In [31]:
import pandas as pd
import numpy as np
import os
import matplotlib
import matplotlib.pyplot as plt
import seaborn as sns

import scipy.stats
from scipy import stats
from scipy.stats import ttest_rel
from scipy.stats import ttest_ind
from scipy.stats import shapiro
from scipy.stats import chi2_contingency
from scipy.stats import mannwhitneyu

from statsmodels.stats.proportion import proportions_ztest
from statsmodels.stats.anova import anova_lm
from statsmodels.stats.stattools import omni_normtest

from statsmodels.formula.api import ols
import statsmodels.formula.api as smf
import statsmodels.api as sm
from statsmodels.api import qqplot, add_constant

from sklearn.preprocessing import scale, minmax_scale, robust_scale
from sklearn.model_selection import train_test_split
from sklearn.metrics import accuracy_score, f1_score
from sklearn.metrics import confusion_matrix, classification_report

# %matplotlib inline
# plt.set(font="AppleGothic")
# plt.rcParams['axes.unicode_minus']=False

%matplotlib inline
matplotlib.rc('font', family='AppleGothic')
plt.rc('font',  family='AppleGothic')
plt.rcParams['axes.unicode_minus']=False

# 파일 불러오기

In [5]:
df = pd.read_csv('/Users/dasol/Documents/Job/포스코아카데미/강의자료/포스코/빅데이터프로젝트/A2_신용카드/CreDB_chaju.csv', engine='python', encoding='cp949')

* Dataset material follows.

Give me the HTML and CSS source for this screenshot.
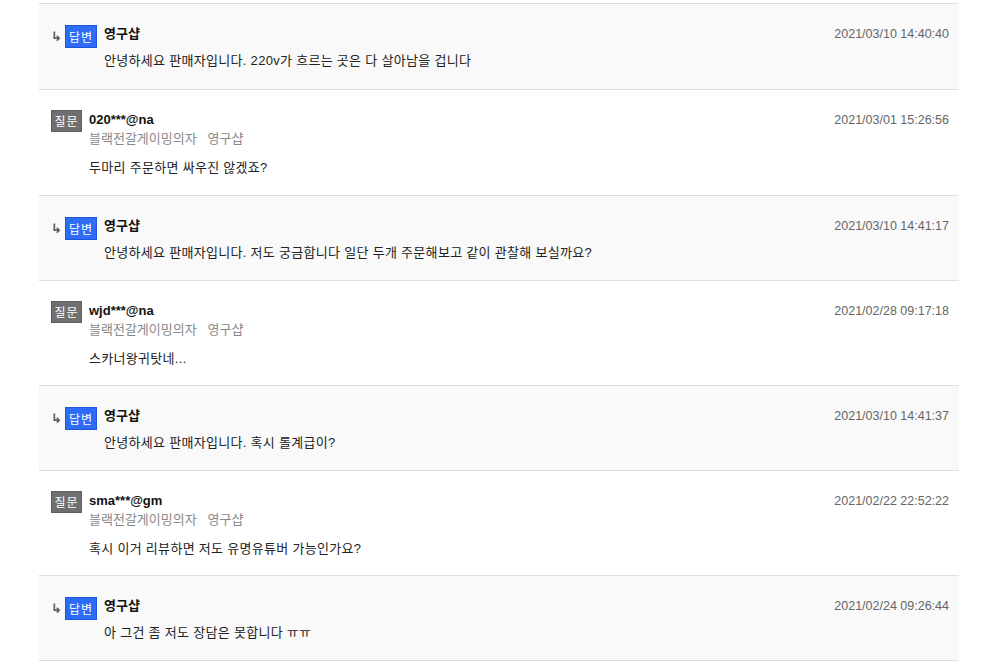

# overdue 1개라도 있으면 1 , 전혀 없으면 0으로 계산된 데이터
df_target = pd.read_csv('/Users/dasol/Documents/Job/포스코아카데미/강의자료/포스코/빅데이터프로젝트/A2_신용카드/df_final.csv', engine='python')

In [10]:
df_target.columns

Index(['chaju_id', 'credit_class', 'score_risk', 'gender', 'age', 'agegroup',
       'job', 'edu', 'dwell_type', 'house_type', 'marriage', 'income_home_grp',
       'income_ind_grp', 'expenditure_grp', 'child_cd', 'no_child',
       'flag_priv_biz_cd', 'net_income', 'family_size', 'income_person',
       'card_count', 'loan_amt', 'loan_dur', 'loan_count', 'over_amt',
       'over_dur', 'over_count', 'is_overdue', 'sum_loan_at_time',
       'sum_cashservice_3y', 'sum_cardloan_3y', 'no_cashservice_3y',
       'no_cardloan_3y', 'no_creditcard_over', 'sum_creditcard_over',
       'max_loan_amt', 'max_over_amt', 'income_ind_test', 'expend_ind_test',
       'ind_net_income', 'loan_at_time_div_by_net', 'cardloan_no_diff_com',
       'cashservice_no_diff_com'],
      dtype='object')

In [11]:
# 1. 기존 모델과의 KS통계량 비교시 사용하는 데이터: 기존 모델에서 사용한 변수들과 비슷한 변수들만 사용하는 버전
# data=df_raw[['is_overdue','agegroup','job','edu','dwell_type','house_type','marriage',
#              'income_home_grp','expenditure_grp','card_count','loan_count',
#               'flag_priv_biz_cd', 'loan_amt',
#              'over_count','over_amt']]
# data['loan_amt']=np.log10(data['loan_amt']+1) # 금액의 범위가 너무 다양하므로 log로 변환 + 금액이0일 경우 log 에러 방지를 위해 +1
# data['over_amt']=np.log10(data['over_amt']+1)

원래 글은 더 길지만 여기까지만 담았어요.